━━━━━ DATA SHOWN ━━━━━
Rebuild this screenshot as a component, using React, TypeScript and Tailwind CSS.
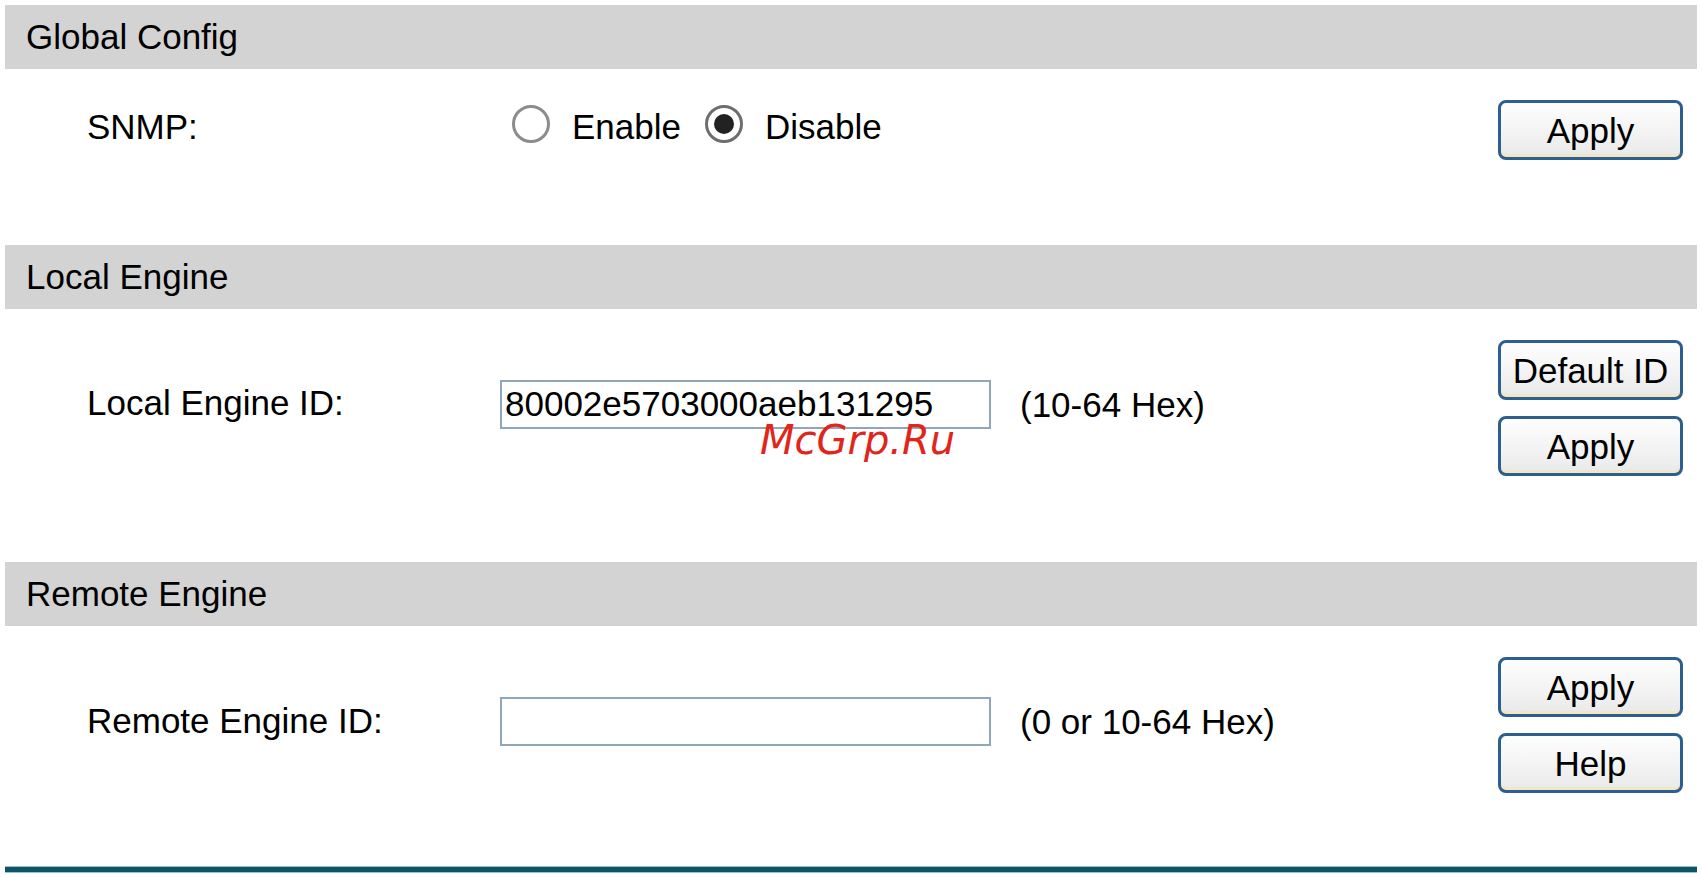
import React from "react";

function Header({ title }: { title: string }) {
  return (
    <div className="h-[64px] bg-[#d3d3d3] flex items-center pl-[21px] text-[35px] text-black leading-[40px]">
      {title}
    </div>
  );
}

function Btn({ children }: { children: React.ReactNode }) {
  return (
    <div className="w-[185px] h-[60px] rounded-[8px] border-[3px] border-[#2d5e90] bg-gradient-to-b from-[#fefefe] via-[#f4f4f4] to-[#e9e9e9] text-[35px] text-black leading-none flex items-center justify-center shadow-[inset_0_-3px_0_#f1e6c8]">
      {children}
    </div>
  );
}

function Radio({ checked }: { checked?: boolean }) {
  return (
    <div
      className={
        "w-[38px] h-[38px] mb-[6px] rounded-full bg-white flex items-center justify-center shrink-0 " +
        (checked ? "border-[3px] border-[#6e6e6e]" : "border-[3px] border-[#8c8c8c]")
      }
    >
      {checked ? <div className="w-[20px] h-[20px] rounded-full bg-[#222222]" /> : null}
    </div>
  );
}

export default function App() {
  return (
    <div className="relative w-[1702px] h-[877px] overflow-hidden bg-white pt-[5px] px-[5px] font-['Liberation_Sans',Arial,sans-serif] text-black">
      {/* Global Config */}
      <Header title="Global Config" />
      <div className="h-[176px] flex items-start">
        <div className="w-[495px] pl-[82px] pt-[38px] text-[35px] leading-[40px]">SNMP:</div>
        <div className="flex-1 pl-[12px] pt-[38px]">
          <div className="h-[40px] flex items-center text-[35px] leading-[40px]">
            <Radio />
            <span className="ml-[22px]">Enable</span>
            <span className="ml-[24px] flex items-center">
              <Radio checked />
            </span>
            <span className="ml-[22px]">Disable</span>
          </div>
        </div>
        <div className="w-[185px] mr-[14px] pt-[31px]">
          <Btn>Apply</Btn>
        </div>
      </div>

      {/* Local Engine */}
      <Header title="Local Engine" />
      <div className="h-[253px] flex items-start">
        <div className="w-[495px] pl-[82px] pt-[74px] text-[35px] leading-[40px]">Local Engine ID:</div>
        <div className="flex-1 pt-[71px]">
          <div className="flex items-center">
            <input
              readOnly
              value="80002e5703000aeb131295"
              className="w-[491px] h-[49px] border-2 border-[#8fa6bd] px-[3px] text-[35px] text-black bg-white outline-none font-['Liberation_Sans',Arial,sans-serif]"
            />
            <span className="ml-[29px] text-[35px] leading-[40px]">(10-64 Hex)</span>
          </div>
        </div>
        <div className="w-[185px] mr-[14px] pt-[31px] flex flex-col gap-[16px]">
          <Btn>Default ID</Btn>
          <Btn>Apply</Btn>
        </div>
      </div>

      {/* Remote Engine */}
      <Header title="Remote Engine" />
      <div className="h-[240px] flex items-start">
        <div className="w-[495px] pl-[82px] pt-[75px] text-[35px] leading-[40px]">Remote Engine ID:</div>
        <div className="flex-1 pt-[71px]">
          <div className="flex items-center">
            <input
              readOnly
              value=""
              className="w-[491px] h-[49px] border-2 border-[#8fa6bd] px-[3px] text-[35px] text-black bg-white outline-none font-['Liberation_Sans',Arial,sans-serif]"
            />
            <span className="ml-[29px] text-[35px] leading-[40px]">(0 or 10-64 Hex)</span>
          </div>
        </div>
        <div className="w-[185px] mr-[14px] pt-[31px] flex flex-col gap-[16px]">
          <Btn>Apply</Btn>
          <Btn>Help</Btn>
        </div>
      </div>

      {/* bottom rule */}
      <div className="h-[7px] bg-[#0c5566] border-y border-[#9cc3c9]" />

      {/* watermark */}
      <div className="absolute left-[760px] top-[420px] text-[40px] leading-none italic text-[#e1251b] font-['DejaVu_Sans',sans-serif]">
        McGrp.Ru
      </div>
    </div>
  );
}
━━━━━
▶ **TASK**:
Identify each line of the material where the word "React" shows up, and copy it.

▶ **RESPONSE**:
Rebuild this screenshot as a component, using React, TypeScript and Tailwind CSS.
import React from "react";
function Btn({ children }: { children: React.ReactNode }) {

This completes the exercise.